Friday, March 17, 2017

Variations on a Theme of Reality

More variations on a theme of Schuon. But I ended up having little time to improvise on it. Too many distractions. In any event, first the theme. Maestro:

♪♫ Man's spiritual alchemy comprises two dimensions, or two phases, which can be designated by the terms "doctrine" and "method," or "truth" and "way." The first element appears as the divine Word, and the second as the human response; in this sense the truth is a descent, and the way an ascent. ♪♫

This is pretty much what I was driving at with our old friends (↓) and (↑). Schuon is already pretty abstract, and I'm just abstracting from the abstraction and distilling the essence from the essential.

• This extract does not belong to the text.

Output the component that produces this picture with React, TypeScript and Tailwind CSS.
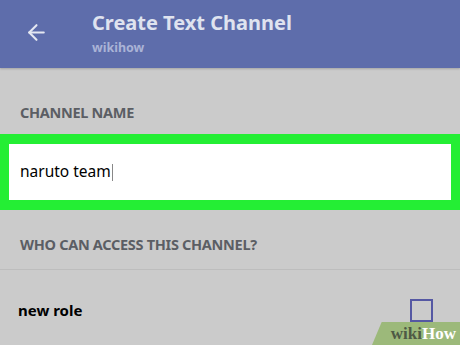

Right away this reminds me -- remember, we're just improvising here -- of something Nasr says in The Essential Schuon: that his writings "are characterized by essentiality, universality and comprehensiveness."

As to the first, "they always go to the heart and are concerned with the essence of whatever they deal with."

Or in other words -- and this is something we are always striving for as well, otherwise why bother writing? -- he tries to reach "to the very core of the subject he is treating" and go "beyond forms to to the essential formless Center of forms," in what amounts to "a journey that is at once intellectual and spiritual from the circumference to the Center."

Circumnavalgazing the whole existentialada, we call it, or sayling 'round the unsayable sea of being. Verticalesthenics. Same difference.

Essence. Exactly what does it mean? "The intrinsic nature or indispensable quality of something, especially something abstract, that determines its character; a property or group of properties of something without which it would not exist or be what it is; the basic, real, and invariable nature of a thing or its significant individual feature or features."

Something is essential if, when we remove it, the thing to which it attaches is no longer itself. This has many important applications, for example, what is the essence of the United States?

In order to address that question, we need to go meta, or become even more abstract and essential, for philosophy itself split in two some 700 years ago with the development of nominalism. The, er, essence of nominalism is the denial of essences, precisely, such that anyone who talks about them is talking about nothing, or certainly nothing real.

In truth, one cannot not be an essentialist, for reasons implicit in the above paragraph -- i.e., that without a notion of essence, one can't even speak of its denial. It's ultimately a variant of the postmodern "there's no such thing as truth" gag. Nominalism, like relativism, Darwinism, and scientism, is soph-beclowning.

Of course, Richard Weaver's Coon Classic Ideas Have Consequences is on just this subject.

Nominalism expands the world in a certain sense, in that everything becomes an individual instance of itself. But this is only a horizontal expansion, with no way to organize it from above.

Some people have described a bad acid trip this way: it is as if every moment becomes a catastrophic novelty, with no way to make sense of it. Psychosis has been characterized this way as well: nonstop nameless dread -- and dreadful because nameless.

In reality, it's a complementarity. Much of the history of philosophy involves some guy grabbing at one end of a complementarity and running with it. Looked at this way, a strong realist is as wrong as a strong anti-realist. For reality is a tapestry of form and substance, or music and geometry, or spirit and matter, or boxers and briefs, whatever.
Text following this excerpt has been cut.